Decimoquinta
Madre Admirable,
a quien nadie reza sin hacerse mejor.
¡Oh Madre!, sé decir pocas oraciones, pero sé también, que, para volverme mejor, basta que rece aún sin palabras. Para crecer, basta situarnos bajo tus ojos y ponernos en tus manos. Allí, uno se recoge, se calla, se entiende, se transforma.
Bajo tus ojos de luz, el alma ve, como en un espejo, la miseria de la propia vida. ¡Oh María, qué miserable mi pobre amor comparado al Tuyo! Mi pretendida humildad no es sino una ficción al lado de tu virginal ocultamiento.
¡Mira mi pobre paciencia! A la primera dificultad se agota. Yo, tan inquieto, hago mezquina figura frente a tu sereno abandono. Y mi corazón, ¡Oh Señora Santa!, junto a la pureza del Tuyo ¡cómo aparece manchado! Eso es lo que soy: un pobrecito, que tiene poco de qué envanecerse. Pero estoy bajo tus ojos y Tú me miras y eso me da seguridad. Aunque no sea atractivo ¿un niño no es acaso siempre querido por su madre? Permanezco bajo tus ojos, ¡oh Madre! Ellos me darán la luz, y eso será el comienzo de mi transformación.
Con el hilo que se desliza entre tus manos benditas, tejerás hermosos vestidos para este pobrecito; y yo, tu hijo, apareceré transformado. ¡Oh Madre Admirable!, te pido, sobre todo, que pongas tu mano sobre mi corazón, allí donde Dios quiere complacerse.

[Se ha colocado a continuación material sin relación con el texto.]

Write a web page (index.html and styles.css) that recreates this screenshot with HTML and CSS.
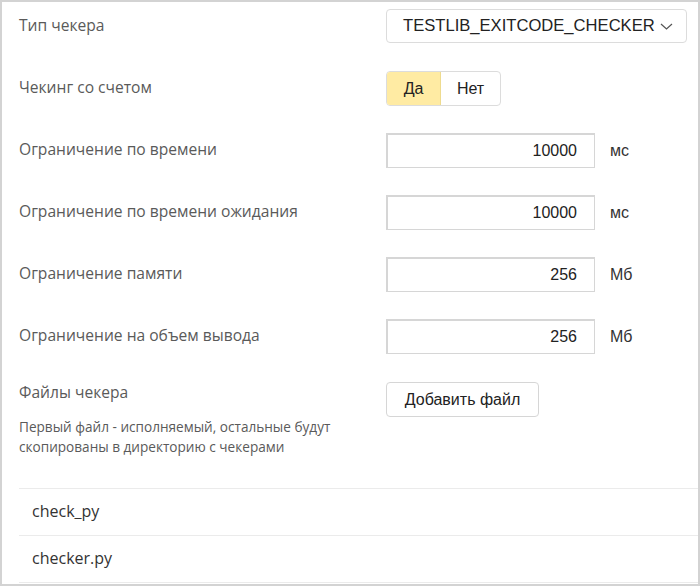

Dame un corazón puro, límpido como una fuente, un corazón delicado que a nadie hiera, un corazón fuerte que no rehúse el amor cuando exige el sacrificio, un corazón fiel, ardiente, grande como el mundo ¡oh!, si mi corazón de hijo pudiese asemejarse un poco al de su madre. Para tender a ello, ¡oh María!, me pongo bajo tu mirada y me abandono entre tus manos.